Wed, 17 Jan 2001 18:47:19 +0100

> A CDATA section that contains xml 

The entire document is xml; you probably mean

"A CDATA section that contains markup delimiters"

here. A CDATA section, by definition, contains only characters. It
never contains markup.

> will be translated by a parser into a text node that is still valid
> by virtue of the character references that it places in place of
> characters such as "<" ... i.e. &lt;, and that for example if they
> wrote some naff xml in an input , eg "&&<name><<" this, if escaped
> in the original document by CDAT, would be translated into a text
> node with "&amp;&amp;&lt;name>&lt;&lt;".

Not exactly. Character entities will be replaced with their true
characters in the DOM tree, i.e. the CDATA section will appear in the
DOM tree as a text node with its contents; a text containing "&lt;" in
the input will be translated to "<" when creating the DOM tree.

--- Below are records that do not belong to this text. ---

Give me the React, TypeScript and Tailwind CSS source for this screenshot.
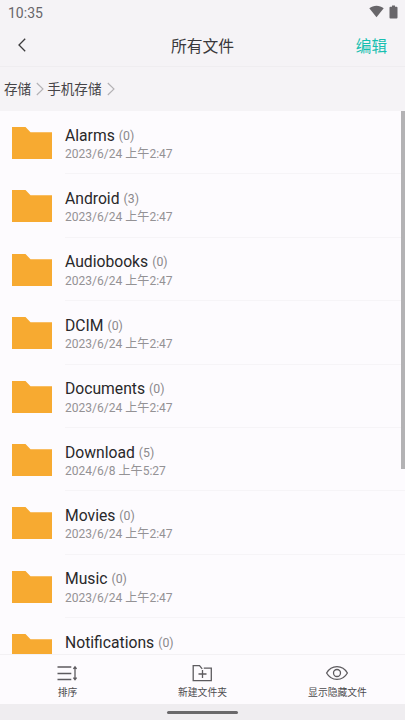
import type { ReactNode } from "react";

interface Folder {
  name: string;
  count: number;
  modified?: string;
}

const FOLDERS: Folder[] = [
  { name: "Alarms", count: 0, modified: "2023/6/24 上午2:47" },
  { name: "Android", count: 3, modified: "2023/6/24 上午2:47" },
  { name: "Audiobooks", count: 0, modified: "2023/6/24 上午2:47" },
  { name: "DCIM", count: 0, modified: "2023/6/24 上午2:47" },
  { name: "Documents", count: 0, modified: "2023/6/24 上午2:47" },
  { name: "Download", count: 5, modified: "2024/6/8 上午5:27" },
  { name: "Movies", count: 0, modified: "2023/6/24 上午2:47" },
  { name: "Music", count: 0, modified: "2023/6/24 上午2:47" },
  { name: "Notifications", count: 0 },
];

const BREADCRUMBS = ["存储", "手机存储"];

function StatusBar() {
  return (
    <div className="flex h-6 shrink-0 items-center justify-between pl-2 pr-[7px] text-[#68666a]">
      <span className="pt-px text-[14px] leading-6">10:35</span>
      <div className="flex items-center gap-[5px] pb-px">
        <svg width="15" height="13" viewBox="0 0 15 13" fill="currentColor">
          <path d="M0.3 3.2C4.4-.2 10.6-.2 14.7 3.2L7.5 12.2Z" />
        </svg>
        <svg width="9" height="14" viewBox="0 0 9 14" fill="currentColor">
          <path d="M3 .5h3v1.3h1.6q.9 0 .9.9v9.9q0 .9-.9.9H1.4q-.9 0-.9-.9V2.7q0-.9.9-.9H3Z" />
        </svg>
      </div>
    </div>
  );
}

function Header() {
  return (
    <header className="grid h-[43px] shrink-0 grid-cols-3 items-center border-b border-[#efedf0]">
      <button className="pl-[17px]">
        <svg width="10" height="14" viewBox="0 0 10 14" fill="none" stroke="#3c3b3d" strokeWidth="1.3">
          <path d="M8.2 .8 2 7l6.2 6.2" />
        </svg>
      </button>
      <h1 className="pt-[3px] text-center text-[15.8px] leading-5 text-[#39383b]">所有文件</h1>
      <button className="pr-[18px] pt-[3px] text-right text-[15.6px] leading-5 text-[#17bfb0]">编辑</button>
    </header>
  );
}

function Breadcrumbs() {
  return (
    <nav className="flex h-11 shrink-0 items-center pl-1 text-[13.6px] text-[#454447]">
      {BREADCRUMBS.map((crumb) => (
        <div key={crumb} className="flex items-center">
          <span className="leading-5">{crumb}</span>
          <svg className="ml-[5px] mr-[3px]" width="8" height="14" viewBox="0 0 8 14" fill="none" stroke="#b3b1b4" strokeWidth="1.1">
            <path d="M.8 1 7 7 .8 13" />
          </svg>
        </div>
      ))}
    </nav>
  );
}

function FolderRow({ folder }: { folder: Folder }) {
  return (
    <li className="flex h-[63.4px] shrink-0 pl-3">
      <svg className="mt-4 shrink-0" width="40" height="32" viewBox="0 0 40 32" fill="#f7aa31">
        <path d="M0 0H13.5L18.5 5.3H40V32H0Z" />
      </svg>
      <div className="ml-[13px] flex-1 border-b border-[#f6f4f7] pt-[14.6px]">
        <div className="flex items-center gap-[4px] leading-5">
          <span className="text-[15.7px] text-[#29282a]">{folder.name}</span>
          <span className="text-[12.3px] text-[#8b898c]">({folder.count})</span>
        </div>
        {folder.modified && (
          <div className="-mt-[0.6px] text-[12.05px] leading-[18px] text-[#949295]">{folder.modified}</div>
        )}
      </div>
    </li>
  );
}

function Action({ label, children }: { label: string; children: ReactNode }) {
  return (
    <button className="flex flex-col items-center pt-[8px] text-[#4b4a4d]">
      <svg className="-ml-px" width="24" height="20" viewBox="0 0 24 20" fill="none" stroke="#5d5b5f" strokeWidth="1.3">
        {children}
      </svg>
      <span className="mt-[3px] text-[9.8px] leading-[14px]">{label}</span>
    </button>
  );
}

export default function App() {
  return (
    <div className="flex h-[720px] w-[405px] flex-col overflow-hidden bg-[#f5f3f6] font-[Roboto,'Noto_Sans_CJK_SC',sans-serif]">
      <StatusBar />
      <Header />
      <Breadcrumbs />

      <main className="relative min-h-0 flex-1 overflow-hidden bg-[#fdfbfe]">
        <ul className="flex flex-col">
          {FOLDERS.map((folder) => (
            <FolderRow key={folder.name} folder={folder} />
          ))}
        </ul>
        {/* Scroll thumb */}
        <div className="absolute right-0 top-0 h-[358px] w-1 bg-[#b3b2b4]" />
      </main>

      <footer className="grid h-[50px] shrink-0 grid-cols-3 border-t border-[#f3f1f4] bg-[#fdfbfe]">
        <Action label="排序">
          <path d="M2.5 4h13.8M2.5 10.5h13.8M2.5 16.5h13.8" />
          <path d="M20 4v12.5M18.4 5.9l1.6-2 1.6 2M18.4 14.6l1.6 2 1.6-2" />
        </Action>
        <Action label="新建文件夹">
          <path d="M12.2 5.9 9.5 2.7H3.2v15h18.1V5.2h-7.5M12.5 7v8M8.5 11h8" />
        </Action>
        <Action label="显示隐藏文件">
          <path d="M1.6 10C6.4 1.5 17.6 1.5 22.4 10C17.6 18.5 6.4 18.5 1.6 10Z" />
          <circle cx="12" cy="10" r="3.5" />
        </Action>
      </footer>

      {/* Gesture bar */}
      <div className="flex h-4 shrink-0 items-center justify-center bg-[#efedf0] pt-px">
        <div className="h-[3px] w-[71px] rounded-full bg-[#6a696b]" />
      </div>
    </div>
  );
}
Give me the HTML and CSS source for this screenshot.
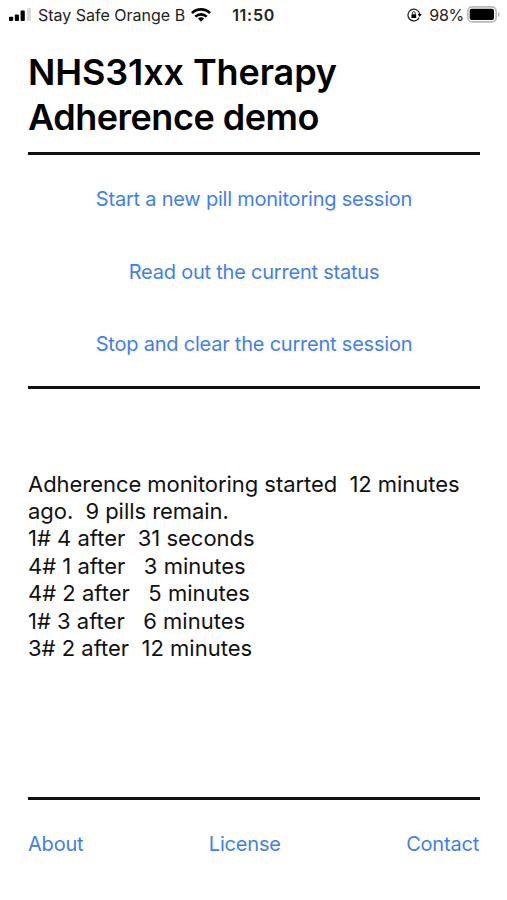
FILE: index.html
```html
<!DOCTYPE html>
<html lang="en">
<head>
  <meta charset="UTF-8" />
  <meta name="viewport" content="width=device-width, initial-scale=1.0"/>
  <title>NHS31xx Therapy Adherence demo</title>
  <link rel="stylesheet" href="styles.css">
</head>
<body>
  <div class="status-bar">
    <svg class="signal" width="22" height="14" viewBox="0 0 22 14">
      <rect x="0" y="8.8" width="4.2" height="4.2" rx="1"/>
      <rect x="5.8" y="6.5" width="4.2" height="6.5" rx="1"/>
      <rect x="11.6" y="2.5" width="4.2" height="10.5" rx="1"/>
      <rect x="18" y="0" width="4" height="13" rx="1" fill="#dadada"/>
    </svg>
    <span class="carrier">Stay Safe Orange B</span>
    <svg class="wifi" width="20" height="14" viewBox="0 0 20 14">
      <g fill="none" stroke="#000" stroke-width="2.7">
        <path d="M1 5.1a12.8 12.8 0 0 1 18 0"/>
        <path d="M4.3 8.6a8.2 8.2 0 0 1 11.4 0"/>
      </g>
      <path d="M10 13.8l-3.1-3.2a4.5 4.5 0 0 1 6.2 0z"/>
    </svg>
    <span class="time">11:50</span>
    <svg class="lock" width="15" height="14" viewBox="0 0 15 14">
      <path d="M12.2 9.6A5.9 5.9 0 1 1 12.7 6" fill="none" stroke="#222" stroke-width="1.3"/>
      <path d="M10.7 6h4l-2 3z"/>
      <rect x="4.4" y="6.2" width="4.8" height="3.8" rx=".6"/>
      <path d="M5.4 6.4V5a1.4 1.4 0 0 1 2.8 0v1.4" fill="none" stroke="#222" stroke-width=".9"/>
    </svg>
    <span class="percent">98%</span>
    <svg class="battery" width="33" height="17" viewBox="0 0 33 17">
      <rect x=".9" y=".9" width="28.2" height="15" rx="4.2" fill="#fff" stroke="#b8b8b8" stroke-width="1.6"/>
      <rect x="2.7" y="2.8" width="24.3" height="11.2" rx="2"/>
      <path d="M30.9 5.6q1.7 1 1.7 2.8t-1.7 2.8z" fill="#b8b8b8"/>
    </svg>
  </div>

  <div class="content">
    <h1>NHS31xx Therapy<br><span class="tight">Adherence demo</span></h1>

    <div class="actions">
      <a href="#">Start a new pill monitoring session</a>
      <a href="#">Read out the current status</a>
      <a href="#">Stop and clear the current session</a>
    </div>

    <div class="log">
      <p class="summary">Adherence monitoring started  12 minutes</p>
      <p class="summary">ago.  9 pills remain.</p>
      <p>1# 4 after  31 seconds</p>
      <p>4# 1 after   3 minutes</p>
      <p>4# 2 after   5 minutes</p>
      <p>1# 3 after   6 minutes</p>
      <p>3# 2 after  12 minutes</p>
    </div>

    <div class="footer">
      <a href="#">About</a>
      <a href="#">License</a>
      <a href="#">Contact</a>
    </div>
  </div>
</body>
</html>
```

FILE: styles.css
```css
* {
  box-sizing: border-box;
}

body {
  margin: 0;
  height: 900px;
  display: flex;
  flex-direction: column;
  font-family: "Inter", "Liberation Sans", sans-serif;
  background-color: #fff;
  color: #111;
}

.status-bar {
  height: 30px;
  padding: 0 7px 0 9px;
  display: flex;
  align-items: center;
  font-size: 16px;
  color: #222;
}

.status-bar svg {
  flex-shrink: 0;
}

.carrier {
  margin-left: 7px;
  white-space: nowrap;
}

.wifi {
  margin-left: 6px;
}

.time {
  margin-left: 21px;
  font-weight: 600;
  letter-spacing: 0.7px;
}

.lock {
  margin-left: auto;
}

.percent {
  margin: 0 3px 0 7px;
  letter-spacing: -0.3px;
}

.battery {
  margin-bottom: 2px;
}

.content {
  flex: 1;
  padding: 0 27px 0 28px;
  display: flex;
  flex-direction: column;
}

h1 {
  margin: 0;
  height: 125px;
  padding-top: 20px;
  border-bottom: 3px solid #111;
  font-size: 36px;
  font-weight: 600;
  line-height: 44.5px;
  letter-spacing: -0.1px;
  color: #000;
}

.tight {
  letter-spacing: -0.48px;
}

a {
  color: #3f80ee;
  text-decoration: none;
}

.actions {
  height: 234px;
  padding-top: 29px;
  border-bottom: 3px solid #111;
  display: flex;
  flex-direction: column;
  align-items: center;
  gap: 42.7px;
  font-size: 20px;
  line-height: 30px;
  letter-spacing: -0.22px;
}

.log {
  height: 408px;
  padding-top: 81.5px;
  font-size: 22px;
  line-height: 27.4px;
}

.log p {
  margin: 0;
  white-space: pre;
}

.log .summary {
  letter-spacing: -0.05px;
}

.footer {
  border-top: 3px solid #111;
  padding: 29px 1px 0 0;
  display: flex;
  justify-content: space-between;
  font-size: 20px;
  line-height: 30px;
  letter-spacing: -0.2px;
}
```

It is the *output* function that does any necessary escaping. So when
the CDATA section contained a literal "<", then, on output, the pretty
printer has the option of generating &lt; or &#60; or a CDATA section.

> Now if that CDATA was supposed to be xml as well, but was
> necessarily hidden for a while so that validation could be performed
> further along a processing chain,

It seems you are trying to use XML in a way not supported by any
standard. If you have a CDATA section, it contains characters by
definition; you can't suppose that these characters are markup.

> then I also need to write a processor to replace the character
> references, in which case I could possibly define <!ENTITY> s for
> such a translation, so that the parser would see < instead of &lt;

No. Each conforming XML parser knows that &lt; represents "<" - you
don't need to supply a entity definition for that. It also knows that
"<" cannot be represented as "<" in text; section 2.4 of the
recommendation clearly says

# The ampersand character (&) and the left angle bracket (<) may
# appear in their literal form only when used as markup delimiters, or
# within a comment, a processing instruction, or a CDATA section. ...
# If they are needed elsewhere, they must be escaped using either
# numeric character references or the strings "&amp;" and "&lt;"
# respectively.

So when generating XML, a conforming processor will only emit "<"
outside a CDATA section to mean the markup delimiter.

> Just the above, one wants to take the CDATA at some point and treat
> it as either an xml document on its own, or just part of the current
> xml document.

That is not supported by the XML recommendation. A CDATA section only
contains characters, not markup. So if you treat CDATA sections in any
other way, you violate the XML recommendation.

> The CDATA simply being used to escape sections that could possibly
> break validation at earlier points, eg on a server, where there may
> be no chance of handling bad xml sections, but that at a later
> point, eg some client application, then an exception can be handled
> nicely, in which case the CDATA section can now be safely
> interpreted.  This is where I see I need reverse translation, and
> simply cannot directly parse what use to be a CDATA section.

You need to invented a new markup language for that kind of
processing; XML does not support such a kind of interpretation of a
document.

Regards,
Martin